The Bridled protest: Hong Kongers' free will shall not be held hostage to protestors

Pro-democracy protesters flash lights during a rally to protest the violence seen in Mong Kok, in Hong Kong, China, 4 October 2014. - EPA/ALEX HOFFORD

The Bridled protest

Despite the tension in Hong Kong, both sides have exercised tremendous self-restraint, which must be unusual, if not unprecedented, when seen through Western eyes.

THERE has been plenty of restraint by both the protest movement and the authorities in Hong Kong. The threat by some student leaders to storm government buildings did not take place after the midnight deadline on Thursday.

If the international media still expect to see a serious clash between the protesters and the police, then I believe they will be disappointed.

Beijing must surely be aware that the world is watching. They would never want a repeat of the Tiananmen Square incident in 1989 where many protesters, mostly students, were reportedly killed. Until today, no one knows exactly the actual number of casualties.

The Chinese government has also not used harsh or emotive language except to say that the gathering is illegal and the crowd should disperse. The protesters are angry at China’s plan to vet election candidates for the first direct election of the chief executive in 2017.

Beijing had ruled at the end of August that while Hong Kong residents would have a vote, their choice of candidates would be restricted by a committee. The protest began on Sept 22 when student groups launched a week-long boycott of classes.

On Sept 28, Occupy Central and student protests joined forces and took over central Hong Kong in what is now dubbed as the “umbrella revolution”.

Despite the tension, both sides have exercised tremendous self-restraint, which must be unusual, if not unprecedented, when seen through Western eyes.

The protest was orderly, and quite extraordinary, based on the news reports which showed how protesters collected garbage and separated them into recycling bins and how the police held up placards warning of impending tear gas action. And there was even a poignant picture of a policeman helping a protester hit by tear gas.

There are good reasons – the people of  Hong Kong are fully aware that nothing that they demand, at least for now, will be fulfilled immediately.
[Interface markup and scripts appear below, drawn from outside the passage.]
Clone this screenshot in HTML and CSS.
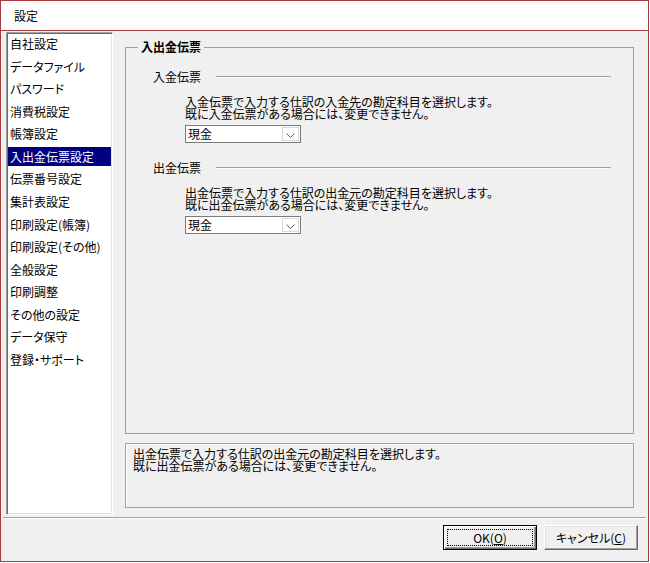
FILE: index.html
```html
<!DOCTYPE html>
<html lang="ja">
<head>
<meta charset="utf-8">
<title>設定</title>
<link rel="stylesheet" href="styles.css">
</head>
<body>
<div class="window">
  <div class="titlebar">設定</div>
  <div class="client">
    <div class="main">
      <ul class="list">
        <li>自社設定</li>
        <li>データファイル</li>
        <li>パスワード</li>
        <li>消費税設定</li>
        <li>帳簿設定</li>
        <li class="selected">入出金伝票設定</li>
        <li>伝票番号設定</li>
        <li>集計表設定</li>
        <li>印刷設定(帳簿)</li>
        <li>印刷設定(その他)</li>
        <li>全般設定</li>
        <li>印刷調整</li>
        <li>その他の設定</li>
        <li>データ保守</li>
        <li>登録・サポート</li>
      </ul>
      <div class="pane">
        <fieldset class="group">
          <legend>入出金伝票</legend>
          <div class="group-body">
            <section class="sub">
              <div class="sub-head"><span>入金伝票</span><div class="rule"></div></div>
              <p class="desc"><span class="line">入金伝票で入力する仕訳の入金先の勘定科目を選択します。</span><span class="line">既に入金伝票がある場合には、変更できません。</span></p>
              <div class="combo"><span class="combo-value">現金</span><span class="combo-btn"><svg width="9" height="5" viewBox="0 0 9 5"><polyline points="0.5,0.5 4.5,4.5 8.5,0.5" fill="none" stroke="#606060" stroke-width="1"/></svg></span></div>
            </section>
            <section class="sub">
              <div class="sub-head"><span>出金伝票</span><div class="rule"></div></div>
              <p class="desc"><span class="line">出金伝票で入力する仕訳の出金元の勘定科目を選択します。</span><span class="line">既に出金伝票がある場合には、変更できません。</span></p>
              <div class="combo"><span class="combo-value">現金</span><span class="combo-btn"><svg width="9" height="5" viewBox="0 0 9 5"><polyline points="0.5,0.5 4.5,4.5 8.5,0.5" fill="none" stroke="#606060" stroke-width="1"/></svg></span></div>
            </section>
          </div>
        </fieldset>
        <div class="help"><span class="line">出金伝票で入力する仕訳の出金元の勘定科目を選択します。</span><span class="line">既に出金伝票がある場合には、変更できません。</span></div>
      </div>
    </div>
    <div class="sep"></div>
    <div class="buttons">
      <button class="btn default"><span class="focus">OK(<u>O</u>)</span></button>
      <button class="btn"><span class="label">キャンセル(<u>C</u>)</span></button>
    </div>
  </div>
</div>
</body>
</html>
```

FILE: styles.css
```css
* { box-sizing: border-box; }
html, body {
  margin: 0;
  padding: 0;
  background: #ffffff;
}
body {
  font-family: "Noto Sans CJK JP", "Noto Sans", sans-serif;
  font-size: 12px;
  color: #000;
  font-feature-settings: "palt";
}
.window {
  width: 649px;
  height: 562px;
  border: 1px solid #a83a3a;
  display: flex;
  flex-direction: column;
}
.titlebar {
  height: 30px;
  line-height: 29px;
  padding-left: 13px;
  background: #fff;
  border-bottom: 1px solid #a83a3a;
  font-size: 12px;
}
.client {
  flex: 1;
  background: #f0f0f0;
  display: flex;
  flex-direction: column;
}
.main {
  display: flex;
  padding: 1px 14px 2px 5px;
  height: 486px;
}
.list {
  list-style: none;
  margin: 0;
  padding: 0 1px 0 0;
  width: 107px;
  height: 483px;
  background: #fff;
  border: 1px solid;
  border-color: #a0a0a0 #fff #fff #a0a0a0;
  box-shadow: inset 1px 1px 0 #696969, inset -1px -1px 0 #e3e3e3;
  display: flex;
  flex-direction: column;
  gap: 3.57px;
  padding-top: 1px;
}
.list li {
  height: 19px;
  line-height: 19px;
  padding-left: 2px;
  margin-left: 1px;
  white-space: nowrap;
}
.list li.selected {
  background: #000080;
  color: #fff;
}
.pane {
  flex: 1;
  margin-left: 12px;
  padding-top: 8px;
  padding-bottom: 7px;
  display: flex;
  flex-direction: column;
}
.group {
  flex: 1;
  min-height: 0;
  margin: 0;
  padding: 0;
  border: 1px solid #a0a0a0;
  min-width: 0;
}
.group legend {
  margin-left: 12px;
  padding: 0 3px;
  font-weight: bold;
  line-height: 14px;
  height: 14px;
}
.group-body {
  padding: 16px 22px 0 27px;
}
.sub + .sub {
  margin-top: 18px;
}
.sub-head {
  display: flex;
  align-items: center;
  height: 14px;
  line-height: 14px;
}
.rule {
  flex: 1;
  margin-left: 15px;
  height: 2px;
  border-top: 1px solid #a0a0a0;
  border-bottom: 1px solid #fff;
  border-right: 1px solid #a0a0a0;
}
.line {
  display: block;
  height: 12px;
  line-height: 12px;
  overflow: visible;
}
.desc {
  margin: 12px 0 0 32px;
  white-space: nowrap;
}
.combo {
  margin: 5px 0 0 32px;
  width: 116px;
  height: 18px;
  background: #fff;
  border: 1px solid #7a7a7a;
  display: flex;
  align-items: stretch;
}
.combo-value {
  flex: 1;
  padding-left: 2px;
  line-height: 16px;
}
.combo-btn {
  width: 17px;
  margin: 1px 1px 1px 0;
  border: 1px solid #d9d9d9;
  background: #fff;
  display: flex;
  align-items: center;
  justify-content: center;
  padding-top: 3px;
}
.help {
  margin-top: 9px;
  height: 65px;
  border: 1px solid #a0a0a0;
  box-shadow: inset 1px 1px 0 #fff;
  padding: 4px 7px;
  white-space: nowrap;
}
.sep {
  height: 2px;
  margin: 0 2px;
  border-top: 1px solid #a0a0a0;
  border-bottom: 1px solid #fff;
}
.buttons {
  flex: 1;
  display: flex;
  justify-content: flex-end;
  align-items: flex-start;
  gap: 7px;
  padding: 6px 10px 0 0;
}
.btn {
  width: 94px;
  height: 25px;
  padding: 0;
  margin: 0;
  font-family: inherit;
  font-size: 12px;
  font-feature-settings: "palt";
  color: #000;
  background: #f0f0f0;
  border: 1px solid;
  border-color: #fff #696969 #696969 #fff;
  box-shadow: inset -1px -1px 0 #a0a0a0, inset 1px 1px 0 #e3e3e3;
  display: flex;
  align-items: stretch;
  justify-content: stretch;
}
.btn.default {
  border: 1px solid #000;
  box-shadow: inset 1px 1px 0 #fff, inset -1px -1px 0 #696969, inset -2px -2px 0 #a0a0a0;
  padding: 3px;
}
.btn .focus,
.btn .label {
  flex: 1;
  display: flex;
  align-items: center;
  justify-content: center;
}
.btn .focus {
  border: 1px dotted #000;
}
.btn u {
  text-decoration: underline;
  text-underline-offset: 1px;
}
```
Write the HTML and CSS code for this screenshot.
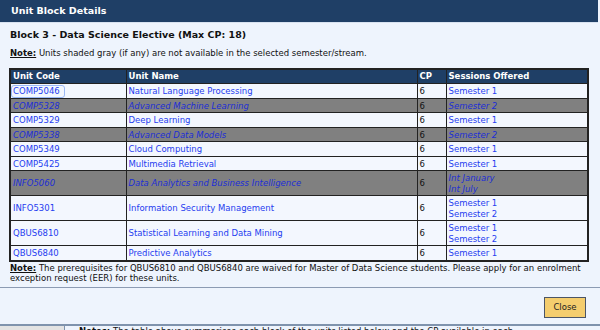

They are practical people but they want their voices to be heard by Beijing.

The people have also accepted the fact that Hong Kong is part of China. The British returned Hong Kong to China in 1997 and nothing is going to change that. The future of Hong Kong is in the hands of China – not the United Kingdom or the United States.

But the locals are also angry at the huge number of mainlanders crowding into tiny Hong Kong. The pressure on the housing, health and education sectors has led to great resentment.

There are plenty of video clips on YouTube posted by Hong Kong people on what they see as the crass and rude behaviour of the less-polished mainlanders, which ranges from eating in the underground train to defecating in the streets to loud chattering. These have led to scuffles between Hong Kong people and mainland tourists and these are well documented.

There has been retaliation, in the apparent clash of cultures, except for the fact that both are ethnically Chinese. One professor appeared on Chinese TV and called the people of Hong Kong names while claiming that they were paying homage to London. He also hammered the Hong Kong people for preferring to speak Cantonese instead of Mandarin.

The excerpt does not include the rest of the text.